[Code that builds pages]
....................
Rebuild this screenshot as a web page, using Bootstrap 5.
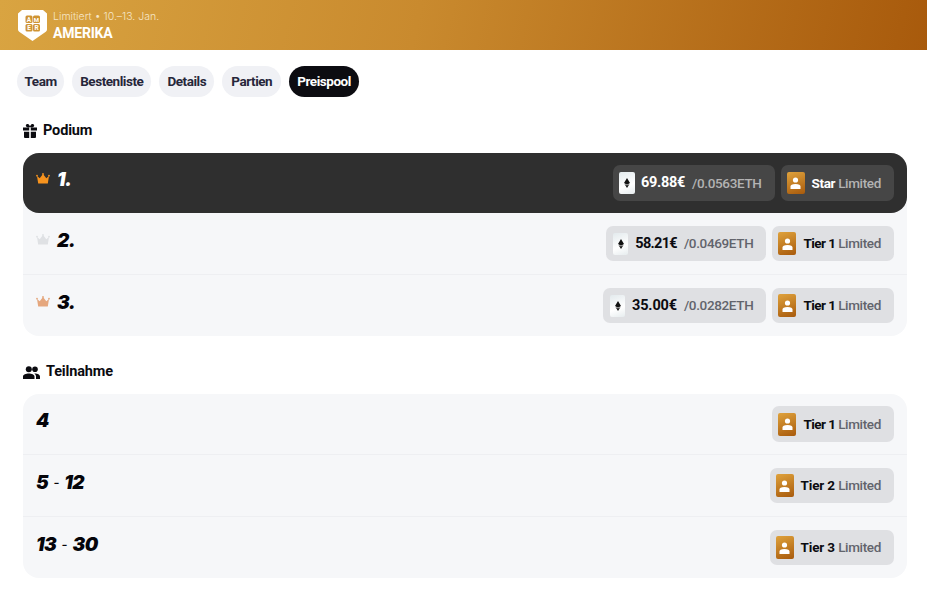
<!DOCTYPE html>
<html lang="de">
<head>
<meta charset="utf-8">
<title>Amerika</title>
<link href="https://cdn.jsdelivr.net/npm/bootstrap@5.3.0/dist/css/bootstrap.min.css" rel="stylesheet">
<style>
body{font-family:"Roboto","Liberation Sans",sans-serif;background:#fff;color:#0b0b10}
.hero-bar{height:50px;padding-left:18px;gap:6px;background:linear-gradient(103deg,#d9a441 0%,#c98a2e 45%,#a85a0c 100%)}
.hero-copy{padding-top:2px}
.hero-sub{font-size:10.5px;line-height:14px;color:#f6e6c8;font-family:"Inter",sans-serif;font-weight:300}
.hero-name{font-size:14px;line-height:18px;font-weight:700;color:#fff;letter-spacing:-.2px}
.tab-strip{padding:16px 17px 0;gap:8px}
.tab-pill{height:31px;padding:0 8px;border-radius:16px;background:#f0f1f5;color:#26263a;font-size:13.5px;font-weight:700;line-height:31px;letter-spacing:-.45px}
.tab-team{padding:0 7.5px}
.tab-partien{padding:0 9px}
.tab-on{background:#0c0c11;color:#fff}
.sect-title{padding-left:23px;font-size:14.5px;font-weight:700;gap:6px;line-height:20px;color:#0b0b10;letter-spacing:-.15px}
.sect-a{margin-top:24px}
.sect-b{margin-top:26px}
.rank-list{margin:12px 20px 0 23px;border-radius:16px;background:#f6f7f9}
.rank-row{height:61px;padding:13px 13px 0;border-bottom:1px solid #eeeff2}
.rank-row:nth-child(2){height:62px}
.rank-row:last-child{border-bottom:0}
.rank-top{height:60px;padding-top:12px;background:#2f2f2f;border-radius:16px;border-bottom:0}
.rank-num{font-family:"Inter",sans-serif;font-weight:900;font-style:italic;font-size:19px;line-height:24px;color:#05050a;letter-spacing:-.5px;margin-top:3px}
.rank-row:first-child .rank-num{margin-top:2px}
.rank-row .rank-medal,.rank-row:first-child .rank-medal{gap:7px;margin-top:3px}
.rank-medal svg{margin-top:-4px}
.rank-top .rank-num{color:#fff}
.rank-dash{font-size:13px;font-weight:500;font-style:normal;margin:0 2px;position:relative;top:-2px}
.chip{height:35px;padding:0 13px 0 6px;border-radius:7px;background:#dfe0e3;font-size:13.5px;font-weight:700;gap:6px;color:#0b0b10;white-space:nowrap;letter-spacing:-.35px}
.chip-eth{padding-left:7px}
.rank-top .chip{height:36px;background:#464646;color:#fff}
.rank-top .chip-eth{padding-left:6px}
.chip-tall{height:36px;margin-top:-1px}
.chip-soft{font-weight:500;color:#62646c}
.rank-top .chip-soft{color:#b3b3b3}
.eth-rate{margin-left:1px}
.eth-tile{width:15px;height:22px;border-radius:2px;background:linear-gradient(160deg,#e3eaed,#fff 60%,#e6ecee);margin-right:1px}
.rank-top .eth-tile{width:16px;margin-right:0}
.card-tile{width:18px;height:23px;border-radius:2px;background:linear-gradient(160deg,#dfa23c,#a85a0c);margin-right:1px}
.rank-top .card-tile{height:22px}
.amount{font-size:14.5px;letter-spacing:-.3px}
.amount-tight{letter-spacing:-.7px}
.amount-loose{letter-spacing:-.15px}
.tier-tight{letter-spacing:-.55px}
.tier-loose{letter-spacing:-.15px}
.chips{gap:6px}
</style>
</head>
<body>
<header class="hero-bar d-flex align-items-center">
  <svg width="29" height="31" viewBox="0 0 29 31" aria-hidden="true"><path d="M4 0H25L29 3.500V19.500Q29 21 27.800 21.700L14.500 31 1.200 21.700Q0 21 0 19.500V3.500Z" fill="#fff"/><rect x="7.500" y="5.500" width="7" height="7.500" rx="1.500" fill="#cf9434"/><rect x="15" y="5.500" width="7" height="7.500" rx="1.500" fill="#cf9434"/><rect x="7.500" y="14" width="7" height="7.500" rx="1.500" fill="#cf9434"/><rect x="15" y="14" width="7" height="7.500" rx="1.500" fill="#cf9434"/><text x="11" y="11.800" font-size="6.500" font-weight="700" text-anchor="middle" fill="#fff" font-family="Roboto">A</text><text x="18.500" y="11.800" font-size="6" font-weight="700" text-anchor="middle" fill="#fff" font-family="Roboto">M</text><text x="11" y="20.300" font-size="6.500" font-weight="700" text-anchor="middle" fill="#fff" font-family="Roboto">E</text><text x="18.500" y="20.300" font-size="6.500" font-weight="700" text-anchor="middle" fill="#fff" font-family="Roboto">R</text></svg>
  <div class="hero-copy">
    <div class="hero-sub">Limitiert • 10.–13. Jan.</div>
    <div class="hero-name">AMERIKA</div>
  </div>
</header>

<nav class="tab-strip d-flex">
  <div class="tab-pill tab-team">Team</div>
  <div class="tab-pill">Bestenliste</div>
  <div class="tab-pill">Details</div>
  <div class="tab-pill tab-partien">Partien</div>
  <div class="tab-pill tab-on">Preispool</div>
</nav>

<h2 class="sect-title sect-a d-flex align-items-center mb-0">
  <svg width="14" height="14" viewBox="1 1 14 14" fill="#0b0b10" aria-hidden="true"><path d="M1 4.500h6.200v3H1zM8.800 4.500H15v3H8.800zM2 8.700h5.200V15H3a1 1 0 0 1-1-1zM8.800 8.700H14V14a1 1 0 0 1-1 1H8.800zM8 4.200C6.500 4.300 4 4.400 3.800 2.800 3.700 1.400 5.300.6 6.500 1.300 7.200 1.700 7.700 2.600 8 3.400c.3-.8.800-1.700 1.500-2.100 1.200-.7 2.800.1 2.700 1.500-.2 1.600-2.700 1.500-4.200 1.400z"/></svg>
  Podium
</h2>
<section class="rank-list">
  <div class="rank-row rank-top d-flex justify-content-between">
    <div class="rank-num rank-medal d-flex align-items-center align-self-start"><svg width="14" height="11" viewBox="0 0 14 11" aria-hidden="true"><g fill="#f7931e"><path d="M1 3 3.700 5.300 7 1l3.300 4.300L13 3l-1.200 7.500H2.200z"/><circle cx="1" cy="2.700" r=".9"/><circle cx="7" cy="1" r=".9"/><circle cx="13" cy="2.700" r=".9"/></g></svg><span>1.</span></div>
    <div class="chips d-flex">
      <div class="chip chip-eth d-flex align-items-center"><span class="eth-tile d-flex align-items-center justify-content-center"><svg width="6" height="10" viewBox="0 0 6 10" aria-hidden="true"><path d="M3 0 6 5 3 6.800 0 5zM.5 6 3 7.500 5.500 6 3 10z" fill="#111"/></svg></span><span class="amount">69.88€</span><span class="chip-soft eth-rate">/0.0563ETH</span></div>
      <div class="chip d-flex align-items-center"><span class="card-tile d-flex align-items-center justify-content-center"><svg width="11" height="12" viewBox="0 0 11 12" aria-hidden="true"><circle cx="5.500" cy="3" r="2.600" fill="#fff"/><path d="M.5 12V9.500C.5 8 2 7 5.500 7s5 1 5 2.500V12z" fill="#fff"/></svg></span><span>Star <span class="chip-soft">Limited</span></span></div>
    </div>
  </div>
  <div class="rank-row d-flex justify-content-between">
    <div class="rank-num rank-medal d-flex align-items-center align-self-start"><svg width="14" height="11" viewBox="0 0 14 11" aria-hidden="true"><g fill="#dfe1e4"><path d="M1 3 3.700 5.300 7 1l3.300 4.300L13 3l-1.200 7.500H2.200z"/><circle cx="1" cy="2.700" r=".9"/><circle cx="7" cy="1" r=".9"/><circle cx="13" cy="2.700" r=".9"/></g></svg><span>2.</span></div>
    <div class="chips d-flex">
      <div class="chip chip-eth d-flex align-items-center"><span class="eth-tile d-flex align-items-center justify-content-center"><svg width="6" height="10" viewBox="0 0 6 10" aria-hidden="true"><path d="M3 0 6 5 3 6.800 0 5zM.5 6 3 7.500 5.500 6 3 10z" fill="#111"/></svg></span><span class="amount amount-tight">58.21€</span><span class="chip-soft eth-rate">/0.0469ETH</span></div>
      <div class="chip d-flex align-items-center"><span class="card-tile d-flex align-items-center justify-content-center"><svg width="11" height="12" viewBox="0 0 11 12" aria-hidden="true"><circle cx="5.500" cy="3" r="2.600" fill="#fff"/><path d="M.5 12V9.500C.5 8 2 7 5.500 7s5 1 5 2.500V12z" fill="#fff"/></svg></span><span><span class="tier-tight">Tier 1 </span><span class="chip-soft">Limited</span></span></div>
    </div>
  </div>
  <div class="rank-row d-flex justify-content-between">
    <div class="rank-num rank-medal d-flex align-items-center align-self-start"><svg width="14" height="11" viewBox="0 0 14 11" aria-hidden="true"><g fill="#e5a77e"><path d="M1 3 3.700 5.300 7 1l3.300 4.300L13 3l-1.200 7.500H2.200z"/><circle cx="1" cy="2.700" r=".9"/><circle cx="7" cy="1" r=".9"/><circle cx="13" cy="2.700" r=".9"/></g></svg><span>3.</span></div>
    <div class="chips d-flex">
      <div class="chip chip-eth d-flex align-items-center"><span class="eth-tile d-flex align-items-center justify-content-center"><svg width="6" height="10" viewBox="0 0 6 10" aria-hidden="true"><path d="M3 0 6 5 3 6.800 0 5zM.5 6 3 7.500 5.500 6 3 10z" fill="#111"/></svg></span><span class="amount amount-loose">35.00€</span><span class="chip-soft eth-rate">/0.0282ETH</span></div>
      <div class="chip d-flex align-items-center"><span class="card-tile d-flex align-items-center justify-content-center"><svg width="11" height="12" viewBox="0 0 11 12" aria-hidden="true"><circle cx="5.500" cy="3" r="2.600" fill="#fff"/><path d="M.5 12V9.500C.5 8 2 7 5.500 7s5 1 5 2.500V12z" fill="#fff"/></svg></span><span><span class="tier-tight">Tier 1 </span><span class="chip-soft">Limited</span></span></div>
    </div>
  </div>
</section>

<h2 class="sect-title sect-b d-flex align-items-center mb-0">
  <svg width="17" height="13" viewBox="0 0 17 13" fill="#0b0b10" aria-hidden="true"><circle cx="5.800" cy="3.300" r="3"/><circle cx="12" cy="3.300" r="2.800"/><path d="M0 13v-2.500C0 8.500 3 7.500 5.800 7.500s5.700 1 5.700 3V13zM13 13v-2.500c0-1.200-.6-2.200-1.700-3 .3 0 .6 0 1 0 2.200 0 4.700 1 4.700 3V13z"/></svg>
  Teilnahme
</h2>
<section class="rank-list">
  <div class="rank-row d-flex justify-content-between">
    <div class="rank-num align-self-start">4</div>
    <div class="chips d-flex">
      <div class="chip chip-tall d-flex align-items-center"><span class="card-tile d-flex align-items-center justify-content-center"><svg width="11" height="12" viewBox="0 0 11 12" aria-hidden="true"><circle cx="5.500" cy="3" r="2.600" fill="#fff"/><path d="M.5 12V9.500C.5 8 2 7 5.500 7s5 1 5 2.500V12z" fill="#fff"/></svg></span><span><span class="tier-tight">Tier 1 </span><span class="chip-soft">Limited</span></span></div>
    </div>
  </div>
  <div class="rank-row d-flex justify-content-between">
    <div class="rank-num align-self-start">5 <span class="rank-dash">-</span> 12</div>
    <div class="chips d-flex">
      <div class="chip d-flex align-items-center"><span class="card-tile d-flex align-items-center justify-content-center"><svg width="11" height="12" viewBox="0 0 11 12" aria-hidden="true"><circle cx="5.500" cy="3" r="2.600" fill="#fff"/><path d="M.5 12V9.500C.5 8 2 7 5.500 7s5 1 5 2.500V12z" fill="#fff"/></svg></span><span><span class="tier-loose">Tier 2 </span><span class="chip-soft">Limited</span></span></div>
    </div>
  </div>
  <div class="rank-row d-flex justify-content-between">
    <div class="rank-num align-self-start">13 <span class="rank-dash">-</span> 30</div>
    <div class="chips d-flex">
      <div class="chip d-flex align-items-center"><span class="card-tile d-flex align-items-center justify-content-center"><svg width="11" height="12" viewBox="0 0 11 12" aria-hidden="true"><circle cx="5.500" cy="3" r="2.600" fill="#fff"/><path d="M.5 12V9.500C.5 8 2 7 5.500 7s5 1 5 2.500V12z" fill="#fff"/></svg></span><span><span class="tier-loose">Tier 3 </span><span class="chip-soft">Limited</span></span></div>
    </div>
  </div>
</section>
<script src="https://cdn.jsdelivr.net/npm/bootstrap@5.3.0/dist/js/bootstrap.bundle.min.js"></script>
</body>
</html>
....................
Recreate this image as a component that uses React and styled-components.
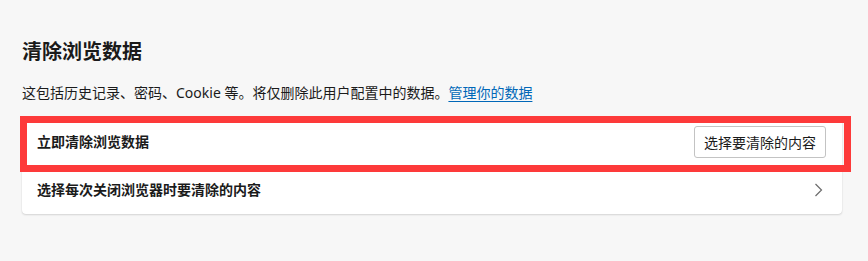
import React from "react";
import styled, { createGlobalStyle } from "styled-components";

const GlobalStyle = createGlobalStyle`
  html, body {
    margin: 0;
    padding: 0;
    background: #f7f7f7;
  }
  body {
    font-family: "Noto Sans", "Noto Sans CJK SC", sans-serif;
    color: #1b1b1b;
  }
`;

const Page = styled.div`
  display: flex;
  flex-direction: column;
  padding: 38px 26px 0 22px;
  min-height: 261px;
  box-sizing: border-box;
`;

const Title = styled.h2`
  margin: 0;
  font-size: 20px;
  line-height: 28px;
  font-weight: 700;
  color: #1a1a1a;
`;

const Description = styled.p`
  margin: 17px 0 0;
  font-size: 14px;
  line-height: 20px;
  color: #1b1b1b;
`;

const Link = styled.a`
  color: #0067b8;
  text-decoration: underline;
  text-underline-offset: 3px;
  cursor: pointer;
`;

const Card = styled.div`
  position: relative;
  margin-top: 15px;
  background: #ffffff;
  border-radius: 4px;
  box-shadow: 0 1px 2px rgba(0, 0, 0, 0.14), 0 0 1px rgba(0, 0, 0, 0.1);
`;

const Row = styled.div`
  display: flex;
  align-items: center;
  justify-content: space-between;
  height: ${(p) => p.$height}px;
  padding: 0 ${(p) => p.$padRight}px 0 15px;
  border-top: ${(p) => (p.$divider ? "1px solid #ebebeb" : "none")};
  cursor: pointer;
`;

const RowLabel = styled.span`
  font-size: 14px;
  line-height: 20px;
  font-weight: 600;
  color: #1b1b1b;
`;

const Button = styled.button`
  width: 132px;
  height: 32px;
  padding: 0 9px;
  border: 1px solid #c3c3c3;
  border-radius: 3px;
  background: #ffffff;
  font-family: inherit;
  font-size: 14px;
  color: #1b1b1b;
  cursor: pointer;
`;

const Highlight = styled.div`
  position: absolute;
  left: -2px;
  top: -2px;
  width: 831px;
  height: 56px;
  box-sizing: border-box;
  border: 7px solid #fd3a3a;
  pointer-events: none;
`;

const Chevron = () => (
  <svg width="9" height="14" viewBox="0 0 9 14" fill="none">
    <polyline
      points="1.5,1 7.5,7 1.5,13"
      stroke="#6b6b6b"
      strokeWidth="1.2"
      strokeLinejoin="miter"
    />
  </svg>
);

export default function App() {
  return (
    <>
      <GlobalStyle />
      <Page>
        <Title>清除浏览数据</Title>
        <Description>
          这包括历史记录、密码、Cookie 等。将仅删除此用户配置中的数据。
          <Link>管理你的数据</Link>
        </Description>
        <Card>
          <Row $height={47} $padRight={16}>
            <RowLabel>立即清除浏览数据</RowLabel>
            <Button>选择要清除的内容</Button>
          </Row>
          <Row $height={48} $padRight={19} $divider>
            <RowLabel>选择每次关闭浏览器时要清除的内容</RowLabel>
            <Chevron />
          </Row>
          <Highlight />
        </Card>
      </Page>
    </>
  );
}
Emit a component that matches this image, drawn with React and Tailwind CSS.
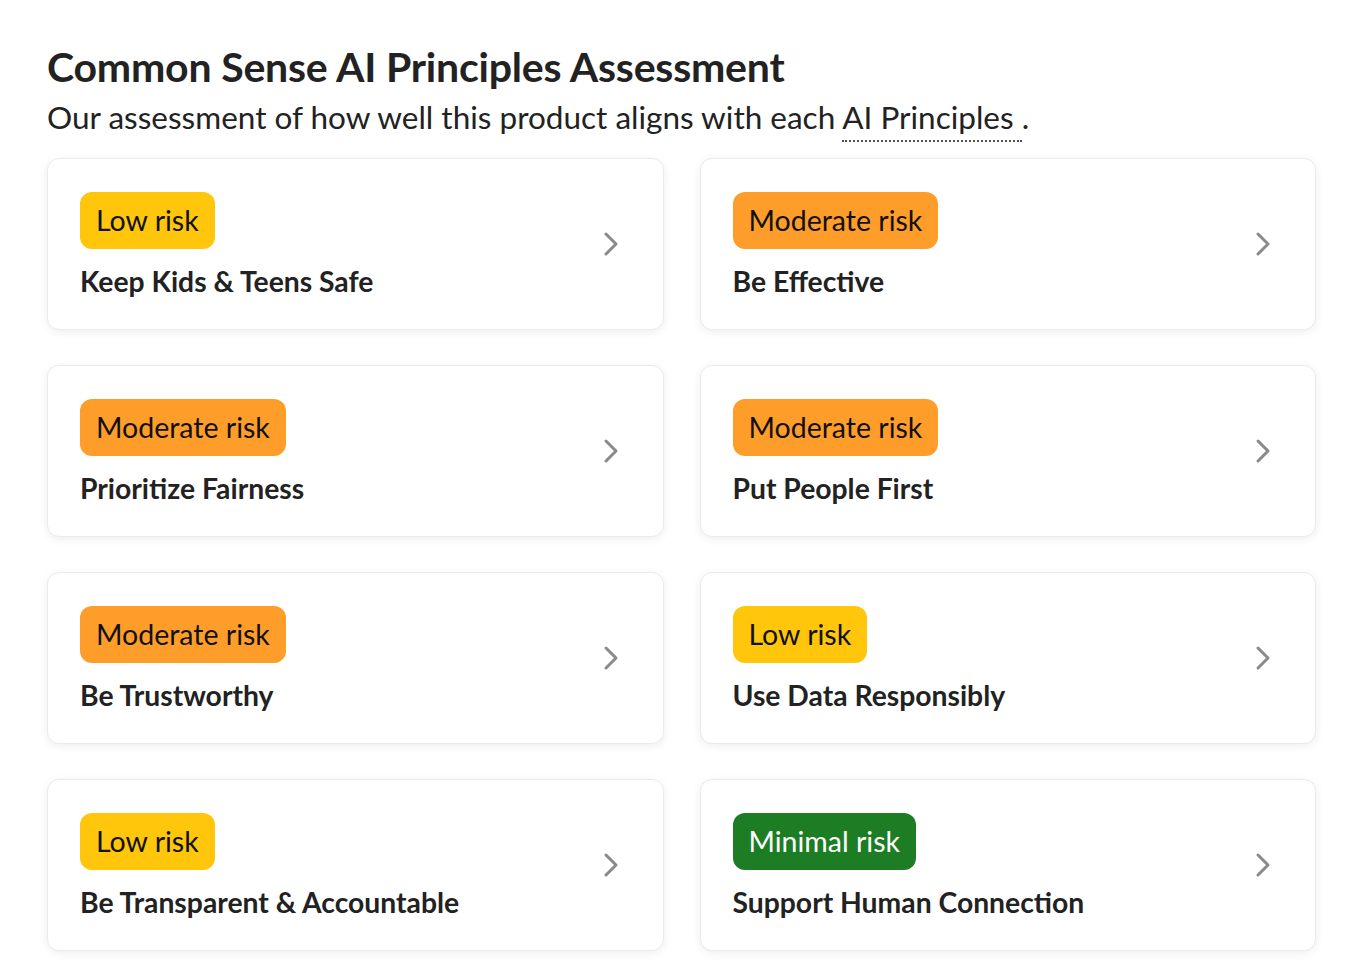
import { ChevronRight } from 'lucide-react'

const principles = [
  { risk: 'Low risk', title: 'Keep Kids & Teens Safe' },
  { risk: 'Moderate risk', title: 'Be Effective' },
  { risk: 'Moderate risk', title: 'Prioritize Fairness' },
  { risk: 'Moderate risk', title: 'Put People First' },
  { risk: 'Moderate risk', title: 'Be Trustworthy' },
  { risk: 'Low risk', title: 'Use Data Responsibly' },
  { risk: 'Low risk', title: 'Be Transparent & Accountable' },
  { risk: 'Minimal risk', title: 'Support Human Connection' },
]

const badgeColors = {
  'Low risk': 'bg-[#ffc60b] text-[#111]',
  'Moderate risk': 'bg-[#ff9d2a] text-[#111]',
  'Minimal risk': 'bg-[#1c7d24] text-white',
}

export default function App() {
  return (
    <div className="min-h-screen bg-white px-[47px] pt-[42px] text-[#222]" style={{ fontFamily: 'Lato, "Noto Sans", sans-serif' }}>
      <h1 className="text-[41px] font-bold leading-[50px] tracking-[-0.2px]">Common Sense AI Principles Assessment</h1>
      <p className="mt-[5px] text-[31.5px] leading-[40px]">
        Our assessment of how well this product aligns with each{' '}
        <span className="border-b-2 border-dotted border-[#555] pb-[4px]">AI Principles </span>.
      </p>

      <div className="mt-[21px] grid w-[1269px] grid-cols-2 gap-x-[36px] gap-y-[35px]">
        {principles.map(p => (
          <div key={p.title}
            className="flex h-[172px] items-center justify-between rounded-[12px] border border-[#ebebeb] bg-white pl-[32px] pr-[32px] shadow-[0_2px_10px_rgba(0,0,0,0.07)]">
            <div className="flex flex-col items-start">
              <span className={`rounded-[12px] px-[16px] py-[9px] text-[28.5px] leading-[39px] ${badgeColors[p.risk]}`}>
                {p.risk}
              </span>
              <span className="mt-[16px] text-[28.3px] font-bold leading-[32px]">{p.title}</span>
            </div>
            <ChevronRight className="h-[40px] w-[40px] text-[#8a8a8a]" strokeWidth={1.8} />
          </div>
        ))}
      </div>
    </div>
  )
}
....................
_WORK INSTRUCTIONS_
Write out every line of the listing that holds the word "styled".

_FULL OUTPUT_
Recreate this image as a component that uses React and styled-components.
import styled, { createGlobalStyle } from "styled-components";
const Page = styled.div`
const Title = styled.h2`
const Description = styled.p`
const Link = styled.a`
const Card = styled.div`
const Row = styled.div`
const RowLabel = styled.span`
const Button = styled.button`
const Highlight = styled.div`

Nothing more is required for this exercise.